» DIRECTIVE
Leave out the pictures and restate the rest of the data exactly.

** Start of SOURCE DATA **

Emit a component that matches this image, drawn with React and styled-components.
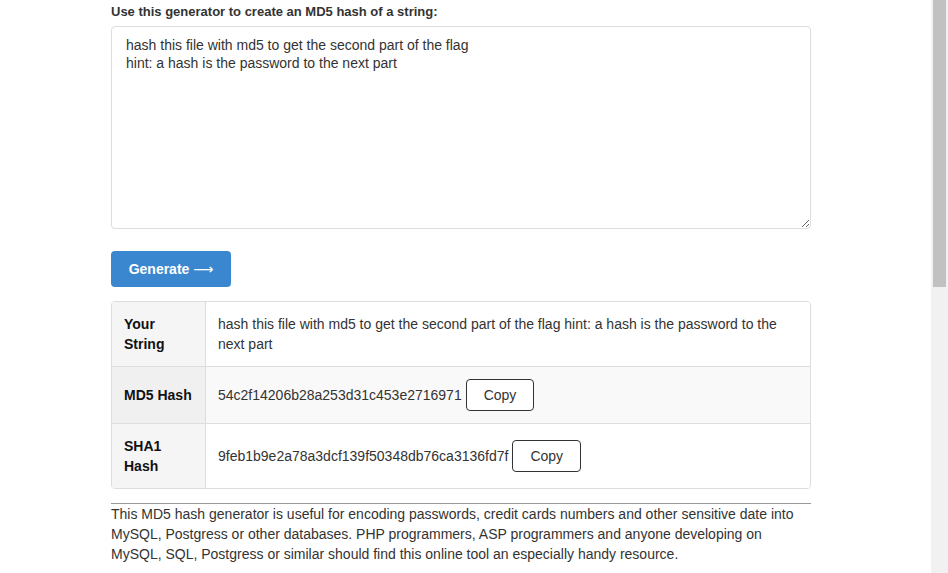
import styled, { createGlobalStyle } from "styled-components";

const Global = createGlobalStyle`
  html, body {
    margin: 0;
    padding: 0;
    height: 100%;
    overflow: hidden;
    background: #fff;
  }
  body {
    font-family: "Liberation Sans", Arial, sans-serif;
    font-size: 14px;
    color: #333;
  }
`;

const Page = styled.div`
  display: flex;
  height: 573px;
`;

const Main = styled.main`
  flex: 1;
  padding-left: 111px;
`;

const Column = styled.div`
  width: 700px;
`;

const Label = styled.label`
  display: block;
  font-weight: bold;
  font-size: 13px;
  line-height: 18px;
  color: #333;
  padding-top: 3px;
  margin-bottom: 5px;
`;

const TextArea = styled.textarea`
  display: block;
  box-sizing: border-box;
  width: 700px;
  height: 203px;
  padding: 9px 14px;
  border: 1px solid #ddd;
  border-radius: 4px;
  font-family: "Liberation Sans", Arial, sans-serif;
  font-size: 14px;
  line-height: 18px;
  color: #333;
  outline: none;
`;

const Generate = styled.button`
  display: block;
  margin-top: 22px;
  width: 120px;
  height: 36px;
  border: none;
  border-radius: 4px;
  background: #3a87d0;
  color: #fff;
  font-family: "Liberation Sans", Arial, sans-serif;
  font-weight: bold;
  font-size: 14px;
`;

const Arrow = styled.span`
  font-family: "DejaVu Sans", sans-serif;
  font-weight: normal;
  font-size: 14px;
`;

const Table = styled.div`
  margin-top: 14px;
  border: 1px solid #ddd;
  border-radius: 4px;
  overflow: hidden;
`;

const Row = styled.div`
  display: flex;
  border-top: ${(p) => (p.$first ? "none" : "1px solid #ddd")};
  background: ${(p) => (p.$striped ? "#f9f9f9" : "#fff")};
`;

const Head = styled.div`
  box-sizing: border-box;
  width: 94px;
  flex: none;
  padding: 12px;
  border-right: 1px solid #ddd;
  background: ${(p) => (p.$striped ? "#f0f0f0" : "#f5f5f5")};
  font-weight: bold;
  color: #111;
  line-height: 20px;
  display: flex;
  align-items: center;
`;

const Cell = styled.div`
  flex: 1;
  padding: 12px 12px;
  line-height: 20px;
  color: #333;
  display: flex;
  align-items: center;
`;

const CopyButton = styled.button`
  margin-left: 4px;
  padding: 5px 17px;
  border: 1px solid #333;
  border-radius: 4px;
  background: #fff;
  color: #333;
  font-family: "Liberation Sans", Arial, sans-serif;
  font-size: 14px;
  line-height: 20px;
`;

const Rule = styled.hr`
  margin: 14px 0 0;
  border: none;
  border-top: 1px solid #999;
`;

const Para = styled.p`
  margin: 0;
  line-height: 20px;
  color: #333;
`;

const Track = styled.aside`
  width: 17px;
  flex: none;
  background: #f1f1f1;
  display: flex;
  justify-content: center;
`;

const Thumb = styled.div`
  width: 13px;
  height: 287px;
  background: #c1c1c1;
`;

const text = "hash this file with md5 to get the second part of the flag\nhint: a hash is the password to the next part";

const App = () => {
  return (
    <Page>
      <Global />
      <Main>
        <Column>
          <Label>Use this generator to create an MD5 hash of a string:</Label>
          <TextArea defaultValue={text} />
          <Generate>Generate <Arrow>⟶</Arrow></Generate>
          <Table>
            <Row $first>
              <Head>Your String</Head>
              <Cell>hash this file with md5 to get the second part of the flag hint: a hash is the password to the next part</Cell>
            </Row>
            <Row $striped>
              <Head $striped>MD5 Hash</Head>
              <Cell>
                54c2f14206b28a253d31c453e2716971
                <CopyButton>Copy</CopyButton>
              </Cell>
            </Row>
            <Row>
              <Head>SHA1 Hash</Head>
              <Cell>
                9feb1b9e2a78a3dcf139f50348db76ca3136fd7f
                <CopyButton>Copy</CopyButton>
              </Cell>
            </Row>
          </Table>
          <Rule />
          <Para>
            This MD5 hash generator is useful for encoding passwords, credit cards numbers and other sensitive date into MySQL, Postgress or other databases. PHP programmers, ASP programmers and anyone developing on MySQL, SQL, Postgress or similar should find this online tool an especially handy resource.
          </Para>
        </Column>
      </Main>
      <Track>
        <Thumb />
      </Track>
    </Page>
  );
};

export default App;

** End of SOURCE DATA **

» ANSWER TO THIS TASK
Emit a component that matches this image, drawn with React and styled-components.
import styled, { createGlobalStyle } from "styled-components";

const Global = createGlobalStyle`
  html, body {
    margin: 0;
    padding: 0;
    height: 100%;
    overflow: hidden;
    background: #fff;
  }
  body {
    font-family: "Liberation Sans", Arial, sans-serif;
    font-size: 14px;
    color: #333;
  }
`;

const Page = styled.div`
  display: flex;
  height: 573px;
`;

const Main = styled.main`
  flex: 1;
  padding-left: 111px;
`;

const Column = styled.div`
  width: 700px;
`;

const Label = styled.label`
  display: block;
  font-weight: bold;
  font-size: 13px;
  line-height: 18px;
  color: #333;
  padding-top: 3px;
  margin-bottom: 5px;
`;

const TextArea = styled.textarea`
  display: block;
  box-sizing: border-box;
  width: 700px;
  height: 203px;
  padding: 9px 14px;
  border: 1px solid #ddd;
  border-radius: 4px;
  font-family: "Liberation Sans", Arial, sans-serif;
  font-size: 14px;
  line-height: 18px;
  color: #333;
  outline: none;
`;

const Generate = styled.button`
  display: block;
  margin-top: 22px;
  width: 120px;
  height: 36px;
  border: none;
  border-radius: 4px;
  background: #3a87d0;
  color: #fff;
  font-family: "Liberation Sans", Arial, sans-serif;
  font-weight: bold;
  font-size: 14px;
`;

const Arrow = styled.span`
  font-family: "DejaVu Sans", sans-serif;
  font-weight: normal;
  font-size: 14px;
`;

const Table = styled.div`
  margin-top: 14px;
  border: 1px solid #ddd;
  border-radius: 4px;
  overflow: hidden;
`;

const Row = styled.div`
  display: flex;
  border-top: ${(p) => (p.$first ? "none" : "1px solid #ddd")};
  background: ${(p) => (p.$striped ? "#f9f9f9" : "#fff")};
`;

const Head = styled.div`
  box-sizing: border-box;
  width: 94px;
  flex: none;
  padding: 12px;
  border-right: 1px solid #ddd;
  background: ${(p) => (p.$striped ? "#f0f0f0" : "#f5f5f5")};
  font-weight: bold;
  color: #111;
  line-height: 20px;
  display: flex;
  align-items: center;
`;

const Cell = styled.div`
  flex: 1;
  padding: 12px 12px;
  line-height: 20px;
  color: #333;
  display: flex;
  align-items: center;
`;

const CopyButton = styled.button`
  margin-left: 4px;
  padding: 5px 17px;
  border: 1px solid #333;
  border-radius: 4px;
  background: #fff;
  color: #333;
  font-family: "Liberation Sans", Arial, sans-serif;
  font-size: 14px;
  line-height: 20px;
`;

const Rule = styled.hr`
  margin: 14px 0 0;
  border: none;
  border-top: 1px solid #999;
`;

const Para = styled.p`
  margin: 0;
  line-height: 20px;
  color: #333;
`;

const Track = styled.aside`
  width: 17px;
  flex: none;
  background: #f1f1f1;
  display: flex;
  justify-content: center;
`;

const Thumb = styled.div`
  width: 13px;
  height: 287px;
  background: #c1c1c1;
`;

const text = "hash this file with md5 to get the second part of the flag\nhint: a hash is the password to the next part";

const App = () => {
  return (
    <Page>
      <Global />
      <Main>
        <Column>
          <Label>Use this generator to create an MD5 hash of a string:</Label>
          <TextArea defaultValue={text} />
          <Generate>Generate <Arrow>⟶</Arrow></Generate>
          <Table>
            <Row $first>
              <Head>Your String</Head>
              <Cell>hash this file with md5 to get the second part of the flag hint: a hash is the password to the next part</Cell>
            </Row>
            <Row $striped>
              <Head $striped>MD5 Hash</Head>
              <Cell>
                54c2f14206b28a253d31c453e2716971
                <CopyButton>Copy</CopyButton>
              </Cell>
            </Row>
            <Row>
              <Head>SHA1 Hash</Head>
              <Cell>
                9feb1b9e2a78a3dcf139f50348db76ca3136fd7f
                <CopyButton>Copy</CopyButton>
              </Cell>
            </Row>
          </Table>
          <Rule />
          <Para>
            This MD5 hash generator is useful for encoding passwords, credit cards numbers and other sensitive date into MySQL, Postgress or other databases. PHP programmers, ASP programmers and anyone developing on MySQL, SQL, Postgress or similar should find this online tool an especially handy resource.
          </Para>
        </Column>
      </Main>
      <Track>
        <Thumb />
      </Track>
    </Page>
  );
};

export default App;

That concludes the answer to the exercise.